[START Given material]
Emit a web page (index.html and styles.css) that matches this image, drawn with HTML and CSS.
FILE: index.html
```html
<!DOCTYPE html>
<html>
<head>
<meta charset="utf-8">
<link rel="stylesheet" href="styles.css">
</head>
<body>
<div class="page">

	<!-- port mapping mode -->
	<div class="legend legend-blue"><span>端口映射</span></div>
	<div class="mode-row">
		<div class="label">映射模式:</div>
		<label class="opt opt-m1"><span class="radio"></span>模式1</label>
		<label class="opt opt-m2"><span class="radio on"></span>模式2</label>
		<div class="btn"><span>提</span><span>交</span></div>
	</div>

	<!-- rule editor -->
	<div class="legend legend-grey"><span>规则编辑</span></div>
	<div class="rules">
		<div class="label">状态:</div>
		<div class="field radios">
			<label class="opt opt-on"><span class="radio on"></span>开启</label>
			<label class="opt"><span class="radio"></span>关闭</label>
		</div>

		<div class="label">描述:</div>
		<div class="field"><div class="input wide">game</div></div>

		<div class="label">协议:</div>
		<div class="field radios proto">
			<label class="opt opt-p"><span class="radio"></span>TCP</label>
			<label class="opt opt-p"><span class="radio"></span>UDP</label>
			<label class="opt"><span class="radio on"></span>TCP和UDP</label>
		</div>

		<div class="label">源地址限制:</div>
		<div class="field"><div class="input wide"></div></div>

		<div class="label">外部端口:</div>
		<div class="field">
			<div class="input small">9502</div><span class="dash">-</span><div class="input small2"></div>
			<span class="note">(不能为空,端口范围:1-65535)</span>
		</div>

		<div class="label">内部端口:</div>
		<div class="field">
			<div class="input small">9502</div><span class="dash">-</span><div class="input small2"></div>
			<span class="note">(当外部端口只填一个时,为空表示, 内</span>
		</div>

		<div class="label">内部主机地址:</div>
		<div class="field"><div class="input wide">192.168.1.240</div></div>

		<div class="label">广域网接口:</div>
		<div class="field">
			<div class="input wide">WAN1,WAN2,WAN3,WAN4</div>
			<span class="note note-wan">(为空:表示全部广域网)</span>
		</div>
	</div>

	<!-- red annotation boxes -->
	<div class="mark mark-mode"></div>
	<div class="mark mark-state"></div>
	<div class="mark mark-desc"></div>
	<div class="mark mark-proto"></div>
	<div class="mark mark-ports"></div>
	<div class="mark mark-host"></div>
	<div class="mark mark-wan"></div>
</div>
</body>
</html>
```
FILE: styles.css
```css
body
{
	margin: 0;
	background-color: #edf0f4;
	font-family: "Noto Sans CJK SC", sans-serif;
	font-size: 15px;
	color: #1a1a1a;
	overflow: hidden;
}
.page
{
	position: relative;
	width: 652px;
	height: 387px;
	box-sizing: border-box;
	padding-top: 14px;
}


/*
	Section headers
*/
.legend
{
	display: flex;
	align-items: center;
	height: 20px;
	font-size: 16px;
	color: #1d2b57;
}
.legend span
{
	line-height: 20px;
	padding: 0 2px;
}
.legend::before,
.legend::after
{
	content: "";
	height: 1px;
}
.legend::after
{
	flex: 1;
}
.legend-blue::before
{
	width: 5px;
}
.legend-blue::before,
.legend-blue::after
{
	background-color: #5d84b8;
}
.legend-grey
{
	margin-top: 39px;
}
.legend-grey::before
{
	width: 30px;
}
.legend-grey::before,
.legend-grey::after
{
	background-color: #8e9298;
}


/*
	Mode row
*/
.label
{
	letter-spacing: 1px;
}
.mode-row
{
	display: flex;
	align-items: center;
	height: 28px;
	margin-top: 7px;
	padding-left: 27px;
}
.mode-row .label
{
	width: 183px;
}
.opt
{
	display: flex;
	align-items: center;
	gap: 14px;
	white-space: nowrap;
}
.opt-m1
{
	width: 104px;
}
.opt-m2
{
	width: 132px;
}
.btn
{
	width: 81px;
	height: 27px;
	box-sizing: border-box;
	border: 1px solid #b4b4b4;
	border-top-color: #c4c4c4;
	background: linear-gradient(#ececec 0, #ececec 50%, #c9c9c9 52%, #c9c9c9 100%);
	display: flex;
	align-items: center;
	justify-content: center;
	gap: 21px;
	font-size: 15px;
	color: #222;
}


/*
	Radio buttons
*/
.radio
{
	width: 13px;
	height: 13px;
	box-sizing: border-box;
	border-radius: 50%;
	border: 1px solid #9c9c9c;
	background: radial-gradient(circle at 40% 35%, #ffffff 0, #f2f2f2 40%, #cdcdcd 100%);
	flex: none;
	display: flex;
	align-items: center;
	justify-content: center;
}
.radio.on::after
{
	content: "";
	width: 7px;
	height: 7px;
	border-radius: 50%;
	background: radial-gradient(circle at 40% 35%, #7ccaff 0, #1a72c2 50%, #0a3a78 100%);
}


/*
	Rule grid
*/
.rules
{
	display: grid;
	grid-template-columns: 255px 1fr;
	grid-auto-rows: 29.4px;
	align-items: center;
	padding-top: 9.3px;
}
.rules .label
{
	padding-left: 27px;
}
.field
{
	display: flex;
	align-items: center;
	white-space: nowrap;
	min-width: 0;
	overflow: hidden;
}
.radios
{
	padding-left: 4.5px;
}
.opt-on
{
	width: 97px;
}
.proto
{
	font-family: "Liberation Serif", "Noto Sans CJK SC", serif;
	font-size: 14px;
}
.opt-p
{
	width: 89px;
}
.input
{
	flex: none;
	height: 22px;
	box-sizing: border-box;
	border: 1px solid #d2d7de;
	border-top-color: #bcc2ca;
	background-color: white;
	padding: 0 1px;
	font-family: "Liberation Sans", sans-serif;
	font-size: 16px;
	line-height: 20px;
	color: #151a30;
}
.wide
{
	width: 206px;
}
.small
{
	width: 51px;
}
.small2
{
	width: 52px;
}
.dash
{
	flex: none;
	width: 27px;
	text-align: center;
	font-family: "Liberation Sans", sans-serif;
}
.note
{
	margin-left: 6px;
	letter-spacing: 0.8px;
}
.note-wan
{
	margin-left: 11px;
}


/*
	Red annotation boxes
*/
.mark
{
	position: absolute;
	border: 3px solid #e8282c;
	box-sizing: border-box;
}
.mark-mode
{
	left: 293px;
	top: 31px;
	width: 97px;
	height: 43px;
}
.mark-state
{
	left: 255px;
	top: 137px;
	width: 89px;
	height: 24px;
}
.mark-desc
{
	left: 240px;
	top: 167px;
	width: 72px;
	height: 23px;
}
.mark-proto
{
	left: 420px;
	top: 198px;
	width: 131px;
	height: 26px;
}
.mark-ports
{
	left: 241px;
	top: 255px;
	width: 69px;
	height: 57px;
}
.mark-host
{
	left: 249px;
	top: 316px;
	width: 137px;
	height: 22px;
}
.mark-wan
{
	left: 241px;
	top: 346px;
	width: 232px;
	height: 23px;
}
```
[END Given material]
What to produce:
Copy out all of the lines above exactly.

Complete output:
Emit a web page (index.html and styles.css) that matches this image, drawn with HTML and CSS.
FILE: index.html
```html
<!DOCTYPE html>
<html>
<head>
<meta charset="utf-8">
<link rel="stylesheet" href="styles.css">
</head>
<body>
<div class="page">

	<!-- port mapping mode -->
	<div class="legend legend-blue"><span>端口映射</span></div>
	<div class="mode-row">
		<div class="label">映射模式:</div>
		<label class="opt opt-m1"><span class="radio"></span>模式1</label>
		<label class="opt opt-m2"><span class="radio on"></span>模式2</label>
		<div class="btn"><span>提</span><span>交</span></div>
	</div>

	<!-- rule editor -->
	<div class="legend legend-grey"><span>规则编辑</span></div>
	<div class="rules">
		<div class="label">状态:</div>
		<div class="field radios">
			<label class="opt opt-on"><span class="radio on"></span>开启</label>
			<label class="opt"><span class="radio"></span>关闭</label>
		</div>

		<div class="label">描述:</div>
		<div class="field"><div class="input wide">game</div></div>

		<div class="label">协议:</div>
		<div class="field radios proto">
			<label class="opt opt-p"><span class="radio"></span>TCP</label>
			<label class="opt opt-p"><span class="radio"></span>UDP</label>
			<label class="opt"><span class="radio on"></span>TCP和UDP</label>
		</div>

		<div class="label">源地址限制:</div>
		<div class="field"><div class="input wide"></div></div>

		<div class="label">外部端口:</div>
		<div class="field">
			<div class="input small">9502</div><span class="dash">-</span><div class="input small2"></div>
			<span class="note">(不能为空,端口范围:1-65535)</span>
		</div>

		<div class="label">内部端口:</div>
		<div class="field">
			<div class="input small">9502</div><span class="dash">-</span><div class="input small2"></div>
			<span class="note">(当外部端口只填一个时,为空表示, 内</span>
		</div>

		<div class="label">内部主机地址:</div>
		<div class="field"><div class="input wide">192.168.1.240</div></div>

		<div class="label">广域网接口:</div>
		<div class="field">
			<div class="input wide">WAN1,WAN2,WAN3,WAN4</div>
			<span class="note note-wan">(为空:表示全部广域网)</span>
		</div>
	</div>

	<!-- red annotation boxes -->
	<div class="mark mark-mode"></div>
	<div class="mark mark-state"></div>
	<div class="mark mark-desc"></div>
	<div class="mark mark-proto"></div>
	<div class="mark mark-ports"></div>
	<div class="mark mark-host"></div>
	<div class="mark mark-wan"></div>
</div>
</body>
</html>
```
FILE: styles.css
```css
body
{
	margin: 0;
	background-color: #edf0f4;
	font-family: "Noto Sans CJK SC", sans-serif;
	font-size: 15px;
	color: #1a1a1a;
	overflow: hidden;
}
.page
{
	position: relative;
	width: 652px;
	height: 387px;
	box-sizing: border-box;
	padding-top: 14px;
}


/*
	Section headers
*/
.legend
{
	display: flex;
	align-items: center;
	height: 20px;
	font-size: 16px;
	color: #1d2b57;
}
.legend span
{
	line-height: 20px;
	padding: 0 2px;
}
.legend::before,
.legend::after
{
	content: "";
	height: 1px;
}
.legend::after
{
	flex: 1;
}
.legend-blue::before
{
	width: 5px;
}
.legend-blue::before,
.legend-blue::after
{
	background-color: #5d84b8;
}
.legend-grey
{
	margin-top: 39px;
}
.legend-grey::before
{
	width: 30px;
}
.legend-grey::before,
.legend-grey::after
{
	background-color: #8e9298;
}


/*
	Mode row
*/
.label
{
	letter-spacing: 1px;
}
.mode-row
{
	display: flex;
	align-items: center;
	height: 28px;
	margin-top: 7px;
	padding-left: 27px;
}
.mode-row .label
{
	width: 183px;
}
.opt
{
	display: flex;
	align-items: center;
	gap: 14px;
	white-space: nowrap;
}
.opt-m1
{
	width: 104px;
}
.opt-m2
{
	width: 132px;
}
.btn
{
	width: 81px;
	height: 27px;
	box-sizing: border-box;
	border: 1px solid #b4b4b4;
	border-top-color: #c4c4c4;
	background: linear-gradient(#ececec 0, #ececec 50%, #c9c9c9 52%, #c9c9c9 100%);
	display: flex;
	align-items: center;
	justify-content: center;
	gap: 21px;
	font-size: 15px;
	color: #222;
}


/*
	Radio buttons
*/
.radio
{
	width: 13px;
	height: 13px;
	box-sizing: border-box;
	border-radius: 50%;
	border: 1px solid #9c9c9c;
	background: radial-gradient(circle at 40% 35%, #ffffff 0, #f2f2f2 40%, #cdcdcd 100%);
	flex: none;
	display: flex;
	align-items: center;
	justify-content: center;
}
.radio.on::after
{
	content: "";
	width: 7px;
	height: 7px;
	border-radius: 50%;
	background: radial-gradient(circle at 40% 35%, #7ccaff 0, #1a72c2 50%, #0a3a78 100%);
}


/*
	Rule grid
*/
.rules
{
	display: grid;
	grid-template-columns: 255px 1fr;
	grid-auto-rows: 29.4px;
	align-items: center;
	padding-top: 9.3px;
}
.rules .label
{
	padding-left: 27px;
}
.field
{
	display: flex;
	align-items: center;
	white-space: nowrap;
	min-width: 0;
	overflow: hidden;
}
.radios
{
	padding-left: 4.5px;
}
.opt-on
{
	width: 97px;
}
.proto
{
	font-family: "Liberation Serif", "Noto Sans CJK SC", serif;
	font-size: 14px;
}
.opt-p
{
	width: 89px;
}
.input
{
	flex: none;
	height: 22px;
	box-sizing: border-box;
	border: 1px solid #d2d7de;
	border-top-color: #bcc2ca;
	background-color: white;
	padding: 0 1px;
	font-family: "Liberation Sans", sans-serif;
	font-size: 16px;
	line-height: 20px;
	color: #151a30;
}
.wide
{
	width: 206px;
}
.small
{
	width: 51px;
}
.small2
{
	width: 52px;
}
.dash
{
	flex: none;
	width: 27px;
	text-align: center;
	font-family: "Liberation Sans", sans-serif;
}
.note
{
	margin-left: 6px;
	letter-spacing: 0.8px;
}
.note-wan
{
	margin-left: 11px;
}


/*
	Red annotation boxes
*/
.mark
{
	position: absolute;
	border: 3px solid #e8282c;
	box-sizing: border-box;
}
.mark-mode
{
	left: 293px;
	top: 31px;
	width: 97px;
	height: 43px;
}
.mark-state
{
	left: 255px;
	top: 137px;
	width: 89px;
	height: 24px;
}
.mark-desc
{
	left: 240px;
	top: 167px;
	width: 72px;
	height: 23px;
}
.mark-proto
{
	left: 420px;
	top: 198px;
	width: 131px;
	height: 26px;
}
.mark-ports
{
	left: 241px;
	top: 255px;
	width: 69px;
	height: 57px;
}
.mark-host
{
	left: 249px;
	top: 316px;
	width: 137px;
	height: 22px;
}
.mark-wan
{
	left: 241px;
	top: 346px;
	width: 232px;
	height: 23px;
}
```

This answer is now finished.